Animals are so expressive in their simplistic acts that they can touch us in ways that humans can’t. This is even true for our household animals who continuously show us their gratitude in little ways, all their own. Often, animals unwittingly play a leadership role in our lives because something will happen that focuses our attention on an event that brings home the moral consciousness of gratitude that we may have let slip.

In the news not long ago, there was a story regarding a whale that was in trouble.

“A fisherman spotted her just east of the Farallon Islands (outside the Golden Gate) and radioed for help. Within a few hours, the rescue team arrived and determined that she was so badly off that the only way to save her was to dive in and untangle her from the fishing net wrapped around her… a very dangerous proposition.

One slap of the tail could kill a rescuer.

They worked for hours with curved knives and eventually freed her from the ropes that had trapped her.

When she was free, the divers say she swam in what seemed like joyous circles.  She then returned to each diver, one at a time, nudged them, and pushed gently, thanking them. Some said it was the most incredibly beautiful experience of their lives. The man who cut the rope out of her mouth says her eye was following him the whole time, and he will never be the same.”

After reading that story, I was encouraged to be more grateful for what I did have and not focus on “coming from lack.”  But, in fact, I still needed a wake-up call.

As fate would have it, a friend of mine gave me a present that changed my outlook on my life for good. She handed me a package, and when I opened it, a mirror with words written along a spiraling circle lay in the box. The words began from the middle of the whorl and ended at the outside circle:  “Ask, Believe, Visualize, Act, and Enjoy.”  It is called a Gratitude Mirror, one that anyone can easily make. It came with printed gratitude statements stamped on soft plastic strips that easily adhere to the glass and  some blank strips so that I could make my own. She suggested that I hang my mirror in my bathroom because that is the first room in the house that I walk into each morning and the last room I am in at night. That would give me a way to start and end my day – with gratitude!

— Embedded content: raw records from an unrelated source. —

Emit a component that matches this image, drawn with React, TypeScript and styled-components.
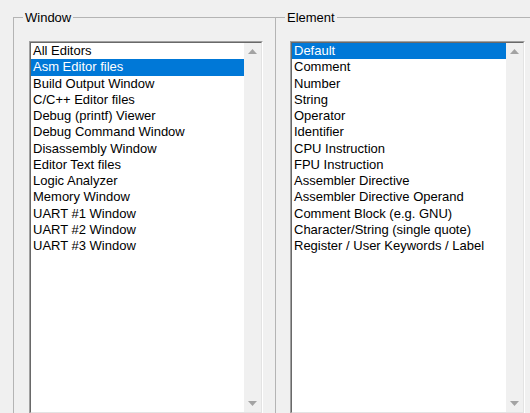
import React from "react";
import styled, { createGlobalStyle } from "styled-components";

const GlobalStyle = createGlobalStyle`
  html, body {
    margin: 0;
    padding: 0;
    background: #f0f0f0;
    overflow: hidden;
  }
  body {
    font-family: "Liberation Sans", Arial, sans-serif;
    font-size: 13px;
    color: #000;
  }
`;

const Page = styled.div`
  display: flex;
  align-items: flex-start;
  height: 413px;
  padding: 10px 0 0 13px;
  box-sizing: border-box;
  overflow: hidden;
`;

const Group = styled.fieldset<{ $width: number; $pad: number; $overlap?: boolean }>`
  flex: none;
  width: ${(p) => p.$width}px;
  box-sizing: border-box;
  margin: 0 0 0 ${(p) => (p.$overlap ? -1 : 0)}px;
  padding: 16px 0 0 ${(p) => p.$pad}px;
  border: 1px solid #b4b4b4;
  min-width: 0;
`;

/* the caption sits 9px in from the frame, whatever the group's padding */
const Caption = styled.legend<{ $pad: number }>`
  margin-left: ${(p) => 9 - p.$pad}px;
  padding: 0 2px;
  height: 15px;
  line-height: 15px;
`;

const ListBox = styled.div<{ $width: number }>`
  display: flex;
  width: ${(p) => p.$width}px;
  height: 373px;
  box-sizing: border-box;
  border: 1px solid;
  border-color: #a0a0a0 #ffffff #ffffff #a0a0a0;
  background: #fff;
`;

const InnerEdge = styled.div`
  display: flex;
  flex: 1;
  border: 1px solid;
  border-color: #696969 #e3e3e3 #e3e3e3 #696969;
  min-width: 0;
`;

const Items = styled.ul`
  list-style: none;
  margin: 0;
  padding: 0;
  flex: 1;
  min-width: 0;
`;

const Item = styled.li<{ $selected?: boolean }>`
  height: 16.25px;
  line-height: 16.25px;
  padding-left: 2px;
  white-space: nowrap;
  background: ${(p) => (p.$selected ? "#0078d7" : "transparent")};
  color: ${(p) => (p.$selected ? "#fff" : "#000")};
`;

const ScrollBar = styled.div`
  flex: none;
  width: 17px;
  background: #f0f0f0;
  display: flex;
  flex-direction: column;
  justify-content: space-between;
`;

const ScrollButton = styled.div`
  width: 17px;
  height: 17px;
  display: flex;
  align-items: center;
  justify-content: center;
`;

const Arrow = ({ down }: { down?: boolean }) => (
  <svg width="9" height="5" viewBox="0 0 9 5">
    <path
      d={down ? "M0 0 L9 0 L4.5 5 Z" : "M0 5 L9 5 L4.5 0 Z"}
      fill="#a3a3a3"
    />
  </svg>
);

type ListProps = { items: string[]; selected: number; width: number };

const List = ({ items, selected, width }: ListProps) => (
  <ListBox $width={width}>
    <InnerEdge>
      <Items>
        {items.map((t, i) => (
          <Item key={t} $selected={i === selected}>
            {t}
          </Item>
        ))}
      </Items>
      <ScrollBar>
        <ScrollButton>
          <Arrow />
        </ScrollButton>
        <ScrollButton>
          <Arrow down />
        </ScrollButton>
      </ScrollBar>
    </InnerEdge>
  </ListBox>
);

const windows = [
  "All Editors",
  "Asm Editor files",
  "Build Output Window",
  "C/C++ Editor files",
  "Debug (printf) Viewer",
  "Debug Command Window",
  "Disassembly Window",
  "Editor Text files",
  "Logic Analyzer",
  "Memory Window",
  "UART #1 Window",
  "UART #2 Window",
  "UART #3 Window",
];

const elements = [
  "Default",
  "Comment",
  "Number",
  "String",
  "Operator",
  "Identifier",
  "CPU Instruction",
  "FPU Instruction",
  "Assembler Directive",
  "Assembler Directive Operand",
  "Comment Block (e.g. GNU)",
  "Character/String (single quote)",
  "Register / User Keywords / Label",
];

export default function App() {
  return (
    <>
      <GlobalStyle />
      <Page>
        <Group $width={263} $pad={15}>
          <Caption $pad={15}>Window</Caption>
          <List items={windows} selected={1} width={234} />
        </Group>
        <Group $width={280} $pad={14} $overlap>
          <Caption $pad={14}>Element</Caption>
          <List items={elements} selected={0} width={235} />
        </Group>
      </Page>
    </>
  );
}
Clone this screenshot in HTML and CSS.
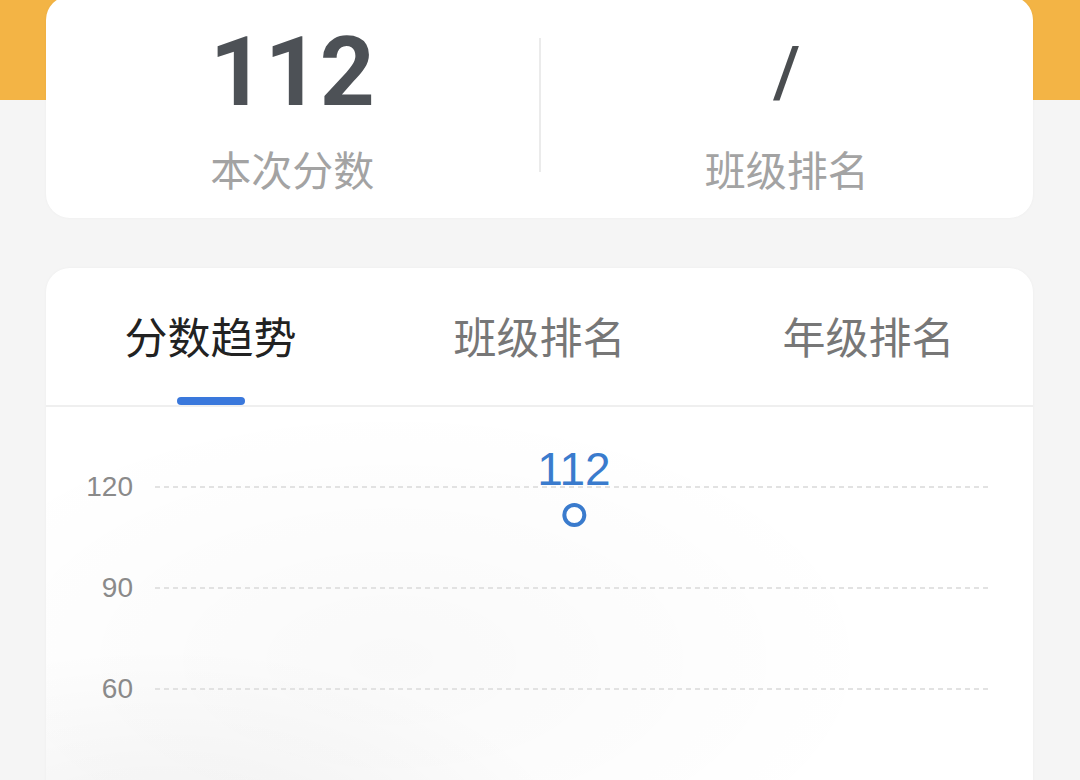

I hate to admit that the first one I made for myself was “I am grateful for my financial abundance.”  When I placed it near the printed one that read “I am grateful for all the abundance in my life,” I realized how limiting my statement was. I stood there and was ashamed that with my first statement, I was closing myself off to the greater abundance in my life – love, good health, friendship, beautiful surroundings, and so much more.

Then, I learned to expand the meaning of ABUNDANCE to include AWARENESS. By being more aware, I could know and experience how blessed and fortunate I am to be living with so much abundance in my life every day. And I am grateful.